Helga abandonó por fin las sombras y con una serenidad abrumadora, narró a su entrevistador los matices que la unían al artista. Aunque envejecida, el sosiego de sus palabras revelaba parte de su atractivo: la calma que tanto perseguía Wyeth. Hija de inmigrantes alemanes, soñaba con ser modelo o estrella de cine pero la vida la había relegado al papel de ama de casa. Por eso, cuando el pintor la eligió se sintió privilegiada y se involucró completamente. El compromiso incluía sesiones de hasta ocho horas diarias de posados: tumbada, boca abajo, de rodillas, junto a una ventana, vestida y otras veces, efectivamente, desnuda.
  
“Se esperaba de él que hiciera cuadros como quien hace tortitas” contaría a Michael Palin, “y ningún artista quiere estar controlado por la producción; como si las obras fuesen postales: una tras otra”. Al parecer, Wyeth se sentía presionado −en muchas ocasiones, por la propia Betsy− a seguir un ritmo que mantuviese candente su nombre. Se sentía atado y juzgado, necesitado de un espacio propio donde poder seguir aprendiendo y avanzando; uno que no dependiera del juicio de los críticos, ni del de su esposa. Y ese refugio fue Helga. 
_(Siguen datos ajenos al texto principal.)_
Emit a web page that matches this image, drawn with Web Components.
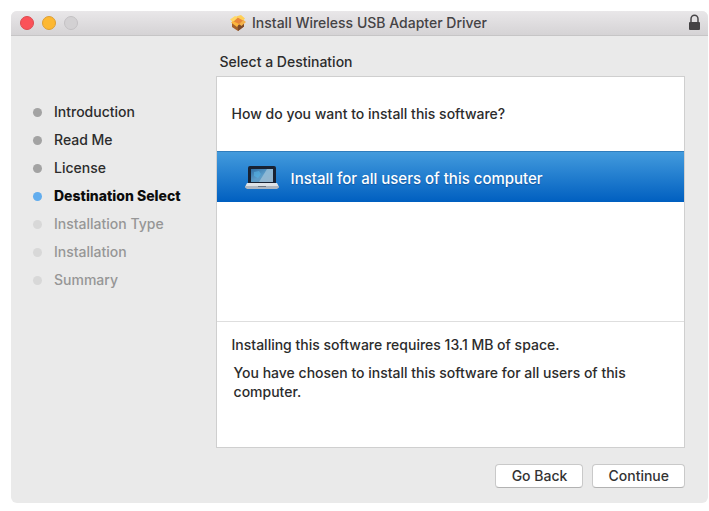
<!DOCTYPE html>
<html lang="en">
<head>
<meta charset="utf-8">
<meta name="viewport" content="width=device-width, initial-scale=1">
<title>Install Wireless USB Adapter Driver</title>
<style>
    body {
        margin: 0;
        padding: 11px 1px 8px 11px;
        box-sizing: border-box;
        min-height: 100vh;
        display: flex;
        background: #fff;
        color: #2c2c2c;
        font-family: Inter, "Liberation Sans", sans-serif;
        font-size: 14px;
        font-weight: 500;
        line-height: 20px;
    }
</style>
</head>
<body>

<installer-window>
    <window-titlebar slot="titlebar">Install Wireless USB Adapter Driver</window-titlebar>

    <step-list slot="steps">
        <step-item state="done">Introduction</step-item>
        <step-item state="done">Read Me</step-item>
        <step-item state="done">License</step-item>
        <step-item state="current">Destination Select</step-item>
        <step-item>Installation Type</step-item>
        <step-item>Installation</step-item>
        <step-item>Summary</step-item>
    </step-list>

    <destination-pane>
        <span slot="heading">Select a Destination</span>
        <span slot="question">How do you want to install this software?</span>
        <destination-option>Install for all users of this computer</destination-option>
        <span slot="space">Installing this software requires 13.1 MB of space.</span>
        <span slot="note">You have chosen to install this software for all users of this computer.</span>
    </destination-pane>

    <push-button slot="actions">Go Back</push-button>
    <push-button slot="actions">Continue</push-button>
</installer-window>

<script>
/** Base class: puts the static template of the subclass in an open shadow root. */
class InstallerElement extends HTMLElement {
    constructor() {
        super();
        this.attachShadow({ mode: 'open' });
        this.shadowRoot.innerHTML = this.constructor.template;
    }
}

/** Window frame (<installer-window>): title bar, sidebar, pane, button row. */
class InstallerWindow extends InstallerElement {
    static template = `
        <style>
            :host {
                flex: 1;
                min-width: 0;
                display: flex;
                flex-direction: column;
                background: #eaeaea;
                border-radius: 6px;
                overflow: hidden;
            }

            .content {
                flex: 1;
                display: grid;
                grid-template-columns: 7fr 18fr;
                grid-template-rows: 1fr auto;
                padding: 16px 23px 15px 22px;
            }

            main {
                display: flex;
                flex-direction: column;
                min-width: 0;
            }

            footer {
                grid-column: 1 / -1;
                display: flex;
                justify-content: flex-end;
                gap: 9px;
                padding-top: 16px;
            }
        </style>
        <slot name="titlebar"></slot>
        <div class="content">
            <slot name="steps"></slot>
            <main><slot></slot></main>
            <footer><slot name="actions"></slot></footer>
        </div>
    `;
}

/** Title bar (<window-titlebar>) */
class WindowTitlebar extends InstallerElement {
    static template = `
        <style>
            :host {
                display: grid;
                grid-template-columns: 1fr auto 1fr;
                align-items: center;
                height: 24px;
                padding: 0 7px 0 9px;
                background: linear-gradient(#e9e7e9, #d5d3d5);
                border-bottom: 1px solid #c6c5c6;
                color: #454345;
            }

            .lights {
                display: flex;
                gap: 8px;
            }

            .lights button {
                width: 14px;
                height: 14px;
                padding: 0;
                border: 1px solid #c3c1c3;
                border-radius: 50%;
                background: #d3d1d3;
            }

            .lights .close {
                background: #fb5259;
                border-color: #dc4a50;
            }

            .lights .minimize {
                background: #fdb832;
                border-color: #dd9e33;
            }

            .title {
                display: flex;
                align-items: center;
                gap: 6px;
                padding-right: 4px;
            }

            .lock {
                justify-self: end;
            }

            svg {
                display: block;
            }
        </style>
        <div class="lights">
            <button class="close" aria-label="Close"></button>
            <button class="minimize" aria-label="Minimize"></button>
            <button aria-label="Zoom" disabled></button>
        </div>
        <div class="title">
            <svg width="16" height="16" viewBox="0 0 16 16" aria-hidden="true">
                <path d="M2 7l12-1v5.500L8 16l-6-4z" fill="#a4602a"/>
                <path d="M8 10l6-3v4.500L8 16z" fill="#7d4a2a"/>
                <path d="M2 6l5-4 7 3-5 5z" fill="#e8863a"/>
                <path d="M0 4.500L5 1l3 1.500L3 7z" fill="#ffd766"/>
                <path d="M6 1.500L11 0l4 3.500-2 2z" fill="#ffcf55"/>
                <path d="M1 7.500L3 6l6 3-2 3z" fill="#fbb53c"/>
                <path d="M9 9l4.500-4L16 7l-4.500 4z" fill="#f3b14a"/>
            </svg>
            <slot></slot>
        </div>
        <svg class="lock" width="13" height="18" viewBox="0 0 13 18" aria-hidden="true">
            <path d="M3 8V5a3.500 3.800 0 0 1 7 0v3" fill="none" stroke="#484648" stroke-width="1.500"/>
            <rect x="1" y="8" width="11" height="8" rx="1" fill="#444244"/>
        </svg>
    `;
}

/** Sidebar list (<step-list>) */
class StepList extends InstallerElement {
    static template = `
        <style>
            :host {
                display: block;
                padding-top: 50px;
            }

            nav {
                display: flex;
                flex-direction: column;
                gap: 8px;
            }
        </style>
        <nav aria-label="Steps"><slot></slot></nav>
    `;
}

/** One step (<step-item state="done|current">); no state means still to come. */
class StepItem extends InstallerElement {
    static template = `
        <style>
            :host {
                display: flex;
                align-items: center;
                gap: 12px;
                color: #969696;
            }

            :host::before {
                content: '';
                width: 9px;
                height: 9px;
                border-radius: 50%;
                background: #d8d8d8;
            }

            :host([state="done"]) {
                color: #2c2c2c;
            }

            :host([state="done"])::before {
                background: #a3a3a3;
            }

            :host([state="current"]) {
                color: #0c0c0c;
                font-weight: 800;
            }

            :host([state="current"])::before {
                background: #62adee;
            }
        </style>
        <slot></slot>
    `;

    connectedCallback() {
        if (this.getAttribute('state') === 'current') {
            this.setAttribute('aria-current', 'step');
        }
    }
}

/** Main pane (<destination-pane>): question, options and the disk space summary. */
class DestinationPane extends InstallerElement {
    static template = `
        <style>
            :host {
                flex: 1;
                display: flex;
                flex-direction: column;
                gap: 4px;
            }

            h1 {
                margin: 0;
                padding-left: 4px;
                font: inherit;
            }

            section {
                flex: 1;
                display: flex;
                flex-direction: column;
                background: #fff;
                border: 1px solid #cfcfcf;
            }

            p {
                margin: 0;
            }

            .question {
                padding: 27px 15px;
            }

            .options {
                flex: 1;
            }

            .summary {
                min-height: 99px;
                display: flex;
                flex-direction: column;
                gap: 8px;
                padding: 13px 15px;
                border-top: 1px solid #dedede;
            }

            .note {
                padding: 0 32px 0 2px;
                line-height: 19px;
            }
        </style>
        <h1><slot name="heading"></slot></h1>
        <section>
            <p class="question"><slot name="question"></slot></p>
            <div class="options"><slot></slot></div>
            <div class="summary">
                <p><slot name="space"></slot></p>
                <p class="note"><slot name="note"></slot></p>
            </div>
        </section>
    `;
}

/** Selected destination row (<destination-option>) */
class DestinationOption extends InstallerElement {
    static template = `
        <style>
            :host {
                display: block;
            }

            button {
                display: flex;
                align-items: center;
                gap: 12px;
                width: 100%;
                height: 51px;
                padding: 3px 28px 0;
                border: 0;
                border-top: 1px solid #2f7dbd;
                background: linear-gradient(#439bdd, #005fc0);
                color: #fff;
                font: inherit;
                font-size: 15px;
                text-align: left;
                text-shadow: 0 1px 1px rgba(0, 40, 100, 0.4);
            }
        </style>
        <button aria-pressed="true">
            <svg width="34" height="26" viewBox="0 0 34 26" aria-hidden="true">
                <defs>
                    <linearGradient id="screen" x1="0" y1="0" x2="1" y2="1">
                        <stop offset="0" stop-color="#2f6fa6"/>
                        <stop offset=".5" stop-color="#5b9cc9"/>
                        <stop offset="1" stop-color="#6d93b4"/>
                    </linearGradient>
                </defs>
                <path d="M5 0h24a2 2 0 0 1 2 2v16H3V2a2 2 0 0 1 2-2z" fill="#182233"/>
                <rect x="6" y="3" width="22" height="13" fill="url(#screen)"/>
                <path d="M22 3h6v13H14z" fill="#b7cfe0" opacity=".55"/>
                <path d="M9 6l5-1 2 3-3 4-4-2z" fill="#55b4e6" opacity=".6"/>
                <path d="M2 17h30l2 4H0z" fill="#dfe3e7"/>
                <path d="M0 20h34v1.500l-2 1.500H2l-2-1.500z" fill="#aeb6c0"/>
                <path d="M13 20h8v1h-8z" fill="#6b7480"/>
            </svg>
            <slot></slot>
        </button>
    `;
}

/** Footer button (<push-button>) */
class PushButton extends InstallerElement {
    static template = `
        <style>
            :host {
                display: block;
            }

            button {
                display: block;
                min-width: 88px;
                height: 24px;
                padding: 0 15px;
                border: 1px solid #c9c9c9;
                border-bottom-color: #b2b2b2;
                border-radius: 4px;
                background: #fff;
                color: #333;
                font: inherit;
                line-height: 20px;
            }
        </style>
        <button type="button"><slot></slot></button>
    `;
}

customElements.define('installer-window', InstallerWindow);
customElements.define('window-titlebar', WindowTitlebar);
customElements.define('step-list', StepList);
customElements.define('step-item', StepItem);
customElements.define('destination-pane', DestinationPane);
customElements.define('destination-option', DestinationOption);
customElements.define('push-button', PushButton);
</script>
</body>
</html>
Para ella, conocer a Wyeth dio sentido a una existencia solitaria y frustrante, convirtiéndose en un salvoconducto para ambos.  “Volví a la vida”, exclamaría. El pintor le prometió que las obras no aparecerían hasta después de su muerte, “pero supongo que la madre naturaleza tenía otros planes”, explicaría. Ante la pregunta ineludible sobre su supuesta aventura, Helga es clara: “El sexo no tenía nada que ver con ello”, y añadiría: “Nosotros no nos relacionábamos de esa manera. Hablábamos del amanecer o de lo bonita que había estado la luna la otra noche”. Tanto Helga como Wyeth entendían la magia del proceso creativo, al que dotaban de una envoltura casi mística. “El desnudo es lo más sagrado”, terminaría por narrar Helga, “estás sin defensas”.

Su esposa comparte esta creencia, consciente de que su marido requería de esas parcelas de intimidad para sobrevivir, sin que tal secretismo implicase oscuridad o traiciones. “Él no se mete en mi vida y yo tampoco en la suya”, diría, “y ha valido la pena”.